Eh bien ! nous sommes prêts à accepter de cette leçon ce qui doit être retenu. La guerre actuelle oppose les deux principes : on jugera, à ses résultats, quelle dose d’autorité, — mais aussi quelle dose de liberté, — conviennent aux peuples modernes pour accomplir leur tâche et maintenir la cause de la civilisation.

Dès maintenant, il est certain que l’organisation et le militarisme n’ont pas apporté au peuple allemand la supériorité incontestée qu’ils lui avaient promise. Le magister s’est trompé. La guerre n’a pas été cette promenade aisée que le militarisme se promettait ; elle se prolonge et atteint le peuple allemand dans les racines de son être. Au point de vue civil, « l’organisation » de l’alimentation n’a été qu’une cascade d’erreurs : on tue les cochons parce qu’il n’y a pas de pommes de terre et on jette les pommes de terre parce qu’il n’y a plus de cochons.

Par contre, le libéralisme désordonné à tendance anarchiste, l’individualisme à outrance a dévoilé aussi ses faiblesses. Surpris dans ses berquinades pacifistes, il doit convenir qu’il ne suffit pas de se faire mouton pour supprimer les loups.

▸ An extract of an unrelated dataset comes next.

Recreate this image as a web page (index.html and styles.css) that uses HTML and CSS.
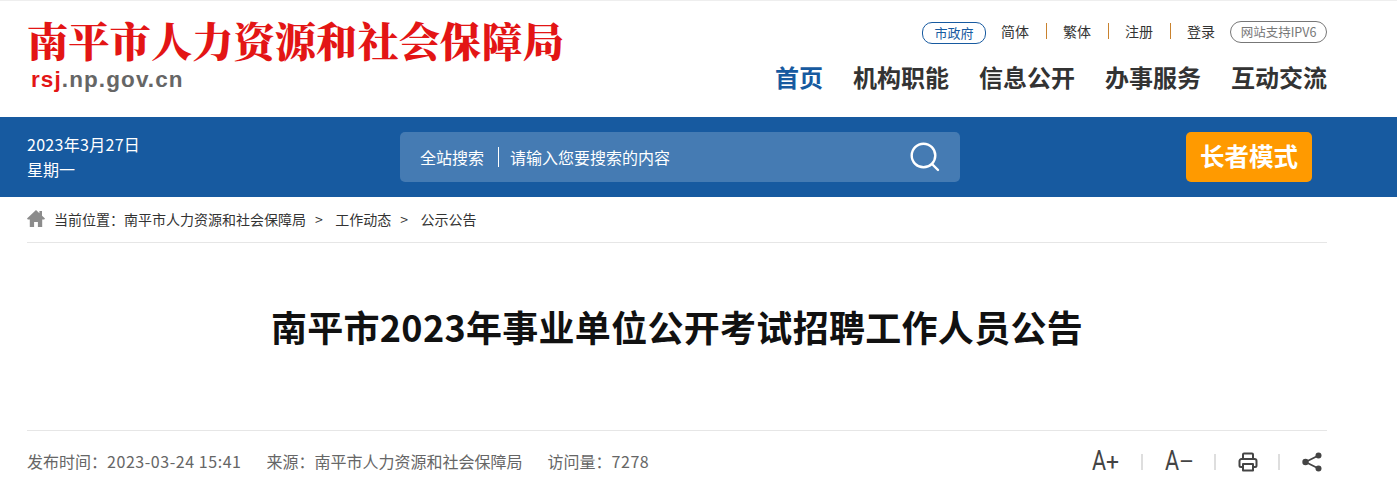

Nous ne sommes pas encore en mesure de donner les résultats de la cruelle expérience que le monde fait en ce moment. Mais il est probable que l’immense appareil que la guerre a mis en mouvement trouvera sa règle rien qu’à la façon dont il se comportera : une fois de plus, la fonction créera l’organe. L’armée victorieuse, qui sera une « nation armée, » deviendra sans doute l’image de la future société.

Une discipline acceptée et volontaire, un but unique, une tâche commune, l’esprit de devoir et l’esprit de sacrifice, l’ordre et la règle avec l’abnégation et le dévouement, telles seront les bases probables de la future société, qui sera comme le prolongement de l’organisme incomparable qui l’aura fondée. Le peuple armé aura pour fils le peuple organisé.